As we fly across the Atlantic we will pass through five time zones, and although we will land at London's Gatwick airport around 7:30 in the morning in England, our internal clocks will still think it is only 2:30 a.m.

Although this great circle route doesn't take us near Greenland or Iceland, there are some observable indications that we are flying a northerly path. I look at my watch, which tells me it's midnight, although the plane is rumbling on through some more easterly time zone, and already there is a ember-red glow in the north east as if that whole quadrant of the horizon was awaiting some celestial wind to fan it into flames. Craning my neck and spreading my hands to block the reflections of lights inside the airplane I can just make out the lopsided W shape of Cassiopeia, it's center point aiming vaguely in the direction of Polaris. By contorting a bit more I can just barely see it at the upper edge of the window high above the tip of the wing.

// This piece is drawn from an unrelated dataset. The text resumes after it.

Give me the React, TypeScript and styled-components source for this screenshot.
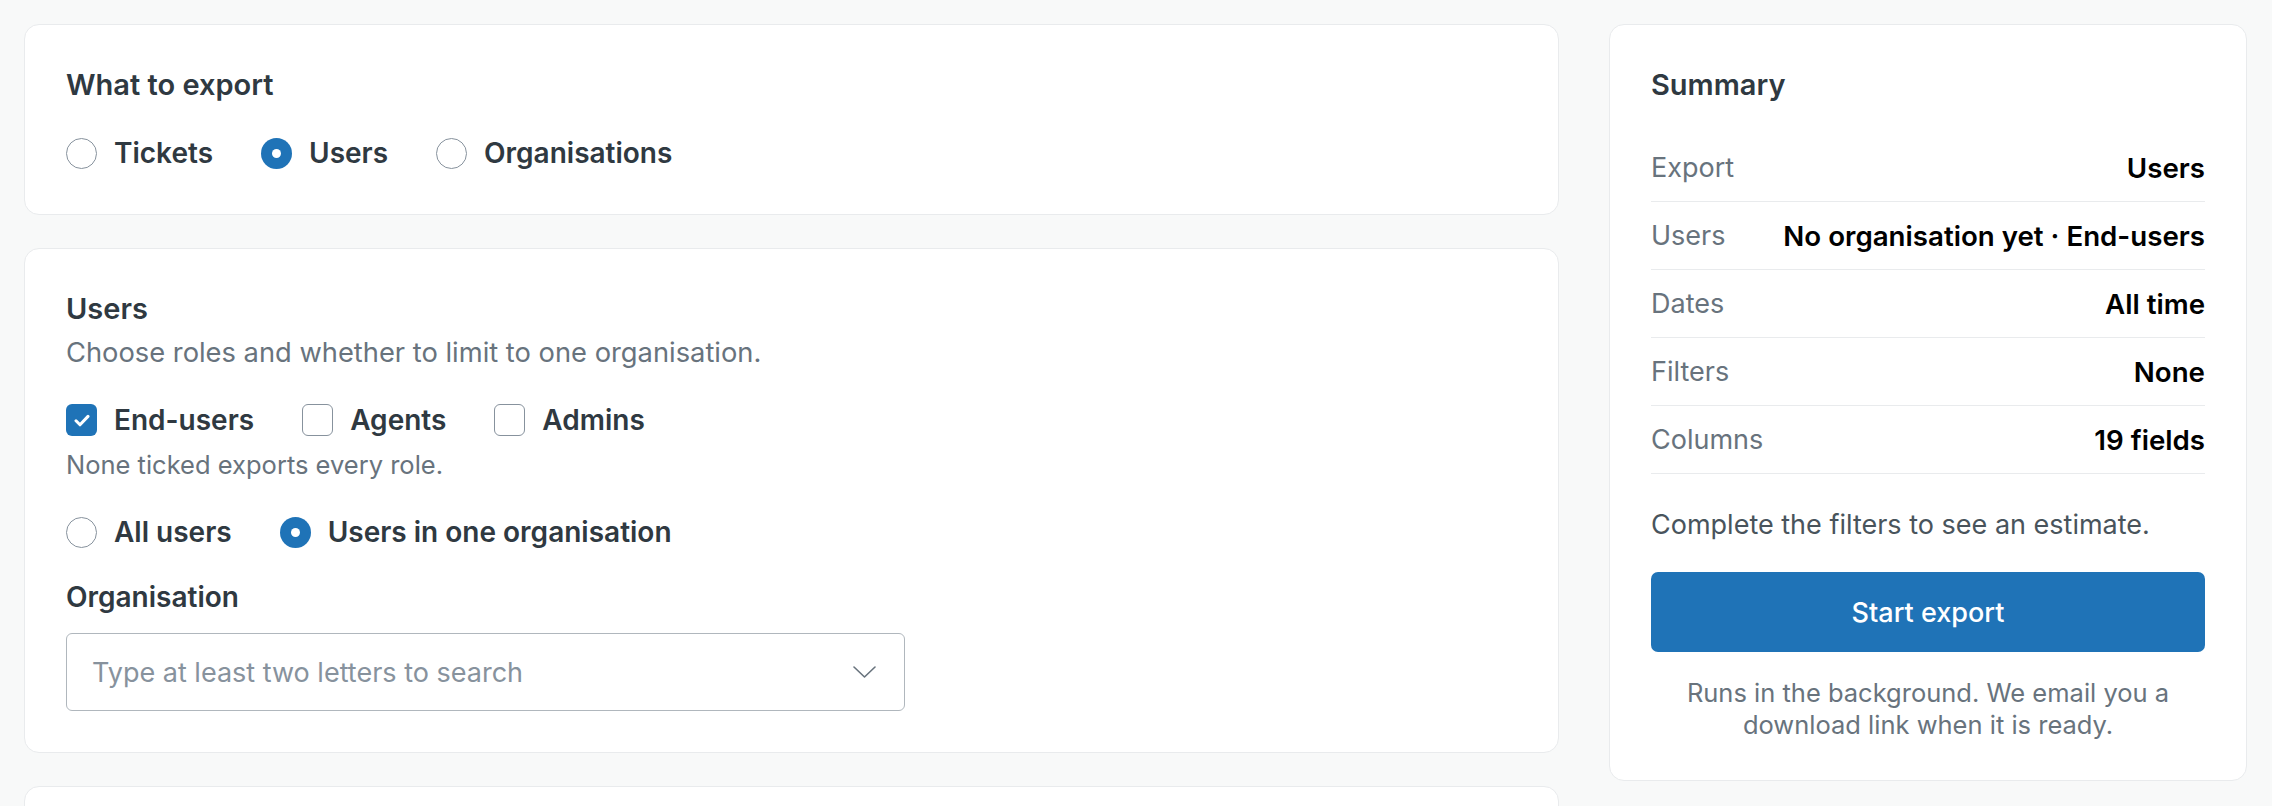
import React from 'react';
import styled, { createGlobalStyle } from 'styled-components';

const GlobalStyle = createGlobalStyle`
  html, body {
    margin: 0;
    padding: 0;
    overflow: hidden;
    background: #f8f9f9;
  }
  * {
    box-sizing: border-box;
  }
  body {
    font-family: Inter, "Noto Sans", "Liberation Sans", sans-serif;
    color: #2f3941;
  }
`;

const Page = styled.div`
  display: grid;
  grid-template-columns: 1fr 638px;
  gap: 50px;
  align-items: start;
  padding: 24px 25px 24px 24px;
`;

const Column = styled.div`
  display: flex;
  flex-direction: column;
  gap: 33px;
`;

const Card = styled.section<{ $minHeight?: number; $padBottom?: number }>`
  background: #fff;
  border: 1.5px solid #e9ebed;
  border-radius: 15px;
  padding: 40px 41px ${(p) => p.$padBottom ?? 43}px;
  min-height: ${(p) => (p.$minHeight ? `${p.$minHeight}px` : 'auto')};
`;

const Title = styled.h2`
  margin: 0;
  font-size: 29px;
  line-height: 40px;
  font-weight: 600;
  color: #2f3941;
`;

const Hint = styled.p<{ $small?: boolean }>`
  margin: ${(p) => (p.$small ? '10px 0 0' : '6px 0 0')};
  font-size: ${(p) => (p.$small ? '25.5px' : '27.3px')};
  line-height: ${(p) => (p.$small ? '33px' : '36px')};
  color: #68737d;
`;

const OptionRow = styled.div<{ $top: number }>`
  display: flex;
  align-items: center;
  gap: 48px;
  margin-top: ${(p) => p.$top}px;
`;

const Option = styled.label`
  display: flex;
  align-items: center;
  gap: 17px;
  font-size: 28px;
  line-height: 36px;
  font-weight: 600;
  color: #2f3941;
  cursor: pointer;
`;

const RadioMark = styled.span<{ $on?: boolean }>`
  width: 31px;
  height: 31px;
  border-radius: 50%;
  flex-shrink: 0;
  display: flex;
  align-items: center;
  justify-content: center;
  border: ${(p) => (p.$on ? 'none' : '1.5px solid #87929d')};
  background: ${(p) => (p.$on ? '#1f73b7' : '#fff')};

  &::after {
    content: '';
    display: ${(p) => (p.$on ? 'block' : 'none')};
    width: 9px;
    height: 9px;
    border-radius: 50%;
    background: #fff;
  }
`;

const CheckMark = styled.span<{ $on?: boolean }>`
  width: 31px;
  height: 32px;
  border-radius: 6px;
  flex-shrink: 0;
  display: flex;
  align-items: center;
  justify-content: center;
  border: ${(p) => (p.$on ? 'none' : '1.5px solid #87929d')};
  background: ${(p) => (p.$on ? '#1f73b7' : '#fff')};
`;

const FieldLabel = styled.div`
  margin-top: 29px;
  font-size: 28px;
  line-height: 36px;
  font-weight: 600;
  color: #2f3941;
`;

const Select = styled.div`
  margin-top: 18px;
  width: 839px;
  height: 78px;
  border: 1.5px solid #b0b7bd;
  border-radius: 6px;
  background: #fff;
  display: flex;
  align-items: center;
  justify-content: space-between;
  padding: 0 28px 0 25px;
`;

const Placeholder = styled.span`
  font-size: 27px;
  color: #87929d;
`;

const SummaryList = styled.dl`
  margin: 29px 0 0;
`;

const SummaryRow = styled.div`
  display: flex;
  justify-content: space-between;
  align-items: center;
  gap: 24px;
  padding: 16px 0 15px;
  border-bottom: 1.5px solid #e9ebed;
  line-height: 36px;
`;

const Term = styled.dt`
  font-size: 27px;
  color: #68737d;
`;

const Value = styled.dd`
  margin: 0;
  font-size: 27.7px;
  font-weight: 600;
  color: #000;
`;

const Estimate = styled.p`
  margin: 33px 0 0;
  font-size: 27px;
  line-height: 36px;
  color: #49545c;
`;

const PrimaryButton = styled.button`
  margin-top: 29px;
  width: 100%;
  height: 80px;
  border: none;
  border-radius: 7px;
  background: #1f73b7;
  color: #fff;
  font-family: inherit;
  font-size: 27px;
  font-weight: 500;
  cursor: pointer;
`;

const Footnote = styled.p`
  margin: 25px 0 0;
  text-align: center;
  font-size: 25.5px;
  line-height: 31.5px;
  color: #68737d;
`;

function Radio({ on, children }: { on?: boolean; children: React.ReactNode }) {
  return (
    <Option>
      <RadioMark $on={on} />
      {children}
    </Option>
  );
}

function Checkbox({ on, children }: { on?: boolean; children: React.ReactNode }) {
  return (
    <Option>
      <CheckMark $on={on}>
        {on && (
          <svg width="16" height="13" viewBox="0 0 16 13" fill="none">
            <path d="M2 6.8l4 4L14 2.4" stroke="#fff" strokeWidth="3" strokeLinecap="round" strokeLinejoin="round" />
          </svg>
        )}
      </CheckMark>
      {children}
    </Option>
  );
}

const summary = [
  ['Export', 'Users'],
  ['Users', 'No organisation yet · End-users'],
  ['Dates', 'All time'],
  ['Filters', 'None'],
  ['Columns', '19 fields'],
];

export default function App() {
  return (
    <>
      <GlobalStyle />
      <Page>
        <Column>
          <Card>
            <Title>What to export</Title>
            <OptionRow $top={30}>
              <Radio>Tickets</Radio>
              <Radio on>Users</Radio>
              <Radio>Organisations</Radio>
            </OptionRow>
          </Card>

          <Card $padBottom={41}>
            <Title>Users</Title>
            <Hint>Choose roles and whether to limit to one organisation.</Hint>
            <OptionRow $top={31}>
              <Checkbox on>End-users</Checkbox>
              <Checkbox>Agents</Checkbox>
              <Checkbox>Admins</Checkbox>
            </OptionRow>
            <Hint $small>None ticked exports every role.</Hint>
            <OptionRow $top={33}>
              <Radio>All users</Radio>
              <Radio on>Users in one organisation</Radio>
            </OptionRow>
            <FieldLabel>Organisation</FieldLabel>
            <Select>
              <Placeholder>Type at least two letters to search</Placeholder>
              <svg width="23" height="12" viewBox="0 0 23 12" fill="none">
                <path d="M1 1l10.5 10L22 1" stroke="#68737d" strokeWidth="1.6" strokeLinecap="round" strokeLinejoin="round" />
              </svg>
            </Select>
          </Card>

          <Card $minHeight={200} />
        </Column>

        <Card $padBottom={40}>
          <Title>Summary</Title>
          <SummaryList>
            {summary.map(([term, value]) => (
              <SummaryRow key={term}>
                <Term>{term}</Term>
                <Value>{value}</Value>
              </SummaryRow>
            ))}
          </SummaryList>
          <Estimate>Complete the filters to see an estimate.</Estimate>
          <PrimaryButton>Start export</PrimaryButton>
          <Footnote>Runs in the background. We email you a download link when it is ready.</Footnote>
        </Card>
      </Page>
    </>
  );
}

As we float eastward at almost 600 mph the sky continues its evolving light show, an infinitely delicate gradation of color from melted-glass orange though daffodil yellow and even a faint spring leaf green to robin's egg blue, mauve, and finally a rich purple high up.

Long before the Sun actually puts in an appearance the scattered light begins to reveal a vast expanse of faintly pink cotton-ball clouds stretched out below us, showing subtle variations in local wind currents that create swirls and eddies in the overall texture of the cloud layer.